魔幻中的美好
2009-09-28金立群
“水在瓶中”,这带有些许神秘意味的四字箴言,赋予了小说魔幻现实主义的色彩。在当代文学史的叙述中,魔幻现实主义是拉美的原创,而中国的作家则吸收、模仿。而在我的理解中,魔幻的根源其实是对非“现实”的另一种秩序的坚信。另一种秩序,并非简单的、表面的政治经济社会以及所谓的科学的秩序,而是深入到逻辑、表达、语言的层面,是对整个世界的另一种“构型”。在这样的“构型”中,我们似乎可以“生活在别处”,在不回避、不粉饰现实苦难的前提下,获得一种希望与平衡。因此它难以被说成有原创和模仿之别。
即如“水在瓶中”,从字面上看,充满了无奈,生活如瓶,我们如水,我们只能接受这“水在瓶中”的现实。这是以欺骗和自私为主导残酷的现实。木葵与水草名不副实的婚姻中包含着许多未知,直到木葵死后才揭开一段有关抛弃背叛的往事——甚至连孩子的来历也成谜;陈医生是镇上最让人忌惮的人,因为他通过治病掌握了许多人的隐私,而且攒下了巨额财富;“小姑娘”非法集资的行骗掏空了镇上许多人家的积蓄;风尘女子红喜为家人盖了一栋大房子却落了个羊脂球似的命运,再也不能踏进这大房子一步。但是整个作品读来却并不让人感觉压抑,作者的文字清丽灵动,不知为什么,如此这般的水镇在她笔下,竟宛如一幅水墨画。其中的秘密,就在于弥漫于水镇空气中,另有别物——一种能够穿透人生世相的智慧。
“老娘”是有着这种智慧的——“水镇人服老娘的,不是嘴上的本领,而是看人的不走眼。”虽然她没有能够为儿子把握住人生的幸福,却为孙子找到了一个好归宿——“我不会看错,你肯定会是水镇最好的一个母亲。
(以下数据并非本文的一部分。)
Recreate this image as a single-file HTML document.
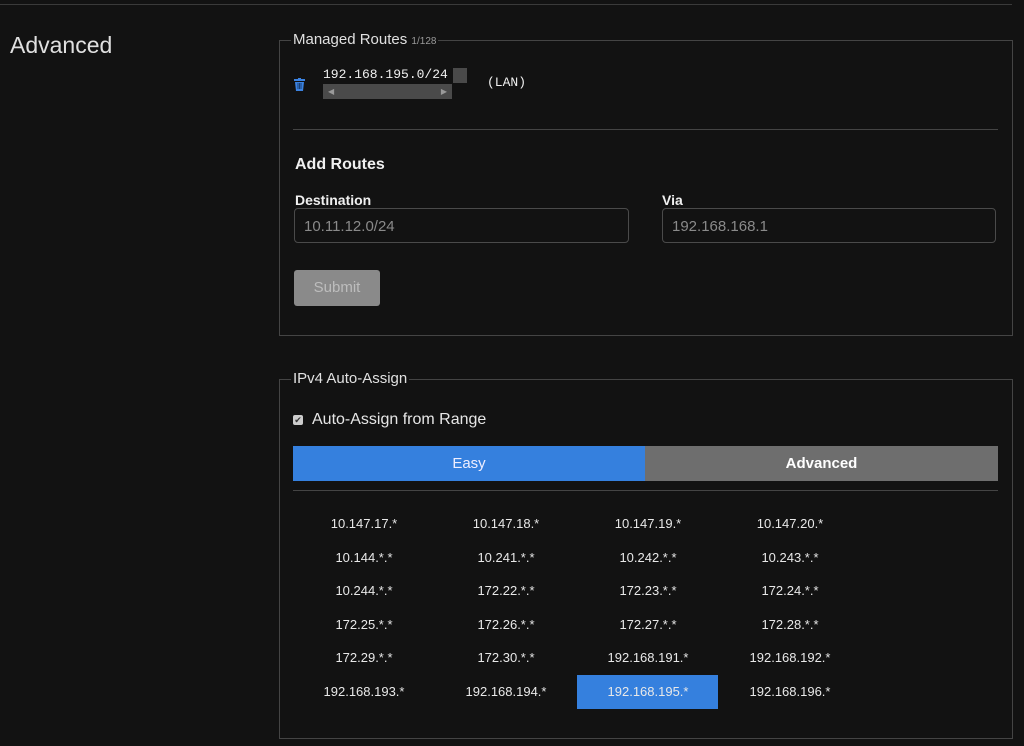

我已经替穗儿找了许多年了。”还有陈医生,他及时抽出自己的集资,却并不告诉红喜,因为他看出“没有了钱,对红喜来说,未必就是坏事。世上的事说不定的。”而结果也正如他所料。至于那需要集满100个人眼泪的药引,一方面是严厉的警告——警告我们水镇即将面临又一次百年一遇的灭顶之灾,这场灾祸其实并非仅指集资诈骗本身,而具有高度的象征意义。100个人的泪水似乎是一场赎罪,而且最后虽然没有凑够,但是又未始不是一种希望——或许这一次的灾祸和以往那几次灾祸毕竟有所不同,程度更轻一些。
正是这种智慧的存在,给了我们一种希望,因为拥有这种智慧的人内心善良,由此人间尽管肮脏,但却在根本上是由这些善良睿智的人所洞悉、掌控,也就不显得那样可怕、冷漠了。小说主题也悄然转换,小说不再着力表现那些表象的爱恨情仇,而只是将它们作为浅层的背景,烘托神秘智慧对人生命运的穿透、把握、预言。而伴随着小说主题转换的,则是读者注意力的转移,由关注现实的社会人生问题转向探究命运的神秘链条。正是依靠这样的神秘链条,负心汉受到了惩罚,善良者重获健康。同时,小说中的世界也借此体现出了一种新构型方式,从而形成了一个新的世界。传统世界的重心在“水”,水总是被动而无奈的;而这个新世界的重心在“瓶”——那瓶或许是一个有法力的魔瓶,水在瓶中或许会发生超乎我们想像的变化。“水在瓶中”也就由消极的无奈、被动的等待而变成一种朦胧的美好的期待。
魔幻现实主义其实超越民族,并非哪种文化的原创,而是各民族共有的财富。即如此作,它和拉美的魔幻现实主义在格调上有很大不同。拉美魔幻色彩晦暗,格调压抑,重在鬼气巫术,而这篇《水在瓶中》却飘逸灵动,重在无形的睿智,充满别样的东方意蕴,埋藏着东方人超越现实、追求幸福的渴望和呐喊。
金立群,文学博士,评论家,湖北经济学院新闻传播学系教师。